Il Pd in Parlamento, insomma, deve assicurare la tenuta del governo, in particolar modo al Senato dove i numeri sono più risicati. Con un paradosso: essendo alla Camera a un soffio dalla maggioranza assoluta (grazie al generoso premio di maggioranza assegnato dal bistrattato Porcellum) questo sforzo i democratici a Montecitorio lo reggono quasi da soli. E malgrado i tanti posti-chiave nell'esecutivo, i deputati di Area popolare (Ncd-Udc) non brillano affatto per zelo: più della metà sono sempre assenti.

 

CHI CONTA DAVVERO
La lezione è chiara: in Parlamento pesa solo chi ha un ruolo istituzionale. Che sia la presidenza di una commissione o un incarico da capogruppo. Solo così si può sperare nell'approvazione di emendamenti a propria firma o su un incarico di relatore per i provvedimenti più delicati. In questo modo, anche senza essere un presenzialista dell'Aula, è possibile scalare la vetta della produttività.

 

Lo dimostra il caso del deputato Francesco Paolo Sisto, l'ultrà berlusconiano che Forza Italia vorrebbe far eleggere alla Corte costituzionale.
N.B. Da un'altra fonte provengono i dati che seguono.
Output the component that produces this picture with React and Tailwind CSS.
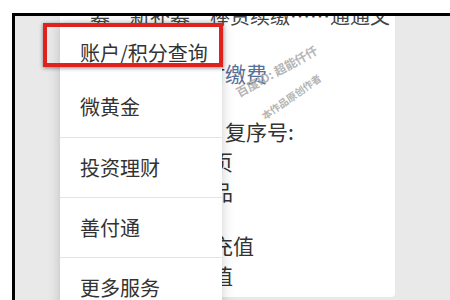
import React from 'react';

const menuItems = ['账户/积分查询', '微黄金', '投资理财', '善付通', '更多服务'];

const App = () => {
  return (
    <div
      className="w-[450px] h-[300px] bg-white pt-[13px] pl-[12px] overflow-hidden"
      style={{ fontFamily: '"Noto Sans CJK SC", "Noto Sans", sans-serif' }}
    >
      {/* framed screenshot area */}
      <div className="relative h-[290px] border-t-[3px] border-l-[3px] border-black bg-[#e9e9e9] flex">
        {/* content card behind the menu */}
        <div className="relative ml-[45px] w-[335px] h-[281px] bg-white rounded-br-[4px] overflow-hidden text-[#333]">
          <p className="mt-[-10px] pl-[30px] text-[20px] leading-[20px] whitespace-nowrap text-[#444]">
            募　新补募　棒资续缴……通通文
          </p>

          <div className="mt-[32px] pl-[123px] text-[21px] leading-[30px] whitespace-nowrap">
            <p>
              按时<span className="text-[#55709a]">缴费</span>
            </p>
          </div>

          <div className="mt-[28px] pl-[131px] text-[21px] leading-[30px] whitespace-nowrap">
            <p className="pl-[34px]">复序号:</p>
            <p>首页</p>
            <p>产品</p>
          </div>

          <div className="mt-[24px] pl-[131px] text-[21px] leading-[30px] whitespace-nowrap">
            <p>去充值</p>
            <p>余值</p>
          </div>

          {/* watermark */}
          <div className="absolute left-[171px] top-[46px] -rotate-[29deg] text-[12px] font-bold text-[#a3a3a3] opacity-80 whitespace-nowrap">
            百度ID: 超能仟仟
          </div>
          <div className="absolute left-[196px] top-[73px] -rotate-[35deg] text-[10px] font-bold text-[#a3a3a3] opacity-80 whitespace-nowrap">
            本作品原创作者
          </div>
        </div>

        {/* dropdown menu over the content */}
        <div className="absolute left-[45px] top-[8px] w-[162px] bg-white shadow-[0_0_12px_rgba(0,0,0,0.2)] text-[20px] text-[#333]">
          {menuItems.map((item, index) => (
            <div
              key={item}
              className={
                index === 0
                  ? 'h-[53px] flex items-center pl-[20px] pt-[4px]'
                  : index === 1
                    ? 'h-[60px] flex items-center pl-[20px]'
                    : 'h-[60px] flex items-center pl-[20px] border-t border-[#e4e4e4]'
              }
            >
              {item}
            </div>
          ))}
        </div>

        {/* red highlight box */}
        <div className="absolute left-[28px] top-[7px] w-[180px] h-[44px] border-[4px] border-[#e0221f] shadow-[0_1px_4px_rgba(0,0,0,0.45)]"></div>
      </div>
    </div>
  );
};

export default App;
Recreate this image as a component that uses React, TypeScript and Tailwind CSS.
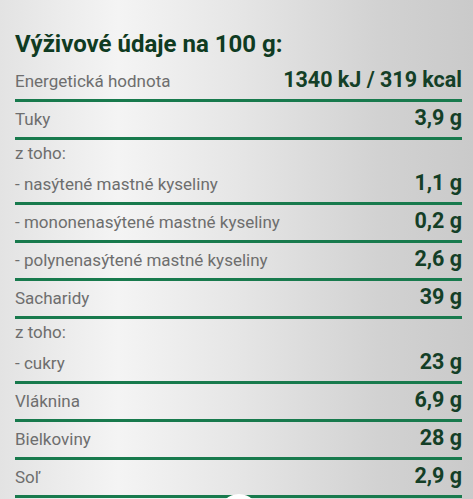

Presidente della commissione Affari costituzionali fino alla scorsa estate, è stato correlatore dell'Italicum e della riforma Boschi ed è il primo in classifica alla Camera. Malgrado abbia un tasso bassissimo di presenze: il 27 per cento appena. Proprio come un altro forzista doc: il presidente della commissione Giustizia del Senato, Nitto Palma, relatore del ddl Anticorruzione e di quello sul voto di scambio mafioso, che ha partecipato solo al 38 per cento delle votazioni. 


 

 

Sisto e Palma non sono soli. La terza classificata alla Camera, Donatella Ferranti, presiede la commissione Giustizia e ha partecipato solo a 1 votazione su 3. Ma ci sono anche eccezioni lodevoli, di parlamentari che concepiscono il loro lavoro anche sotto il profilo della presenza ai lavori. La prima classificata al Senato, Loredana De Petris (Sel), è capogruppo sia in Aula che in commissione Affari costituzionali e ha un tasso di partecipazione dell'84 per cento. Ancora più diligente Giorgio Pagliari (Pd), che al terzo posto per produttività aggiunge il 96 per cento di presenze.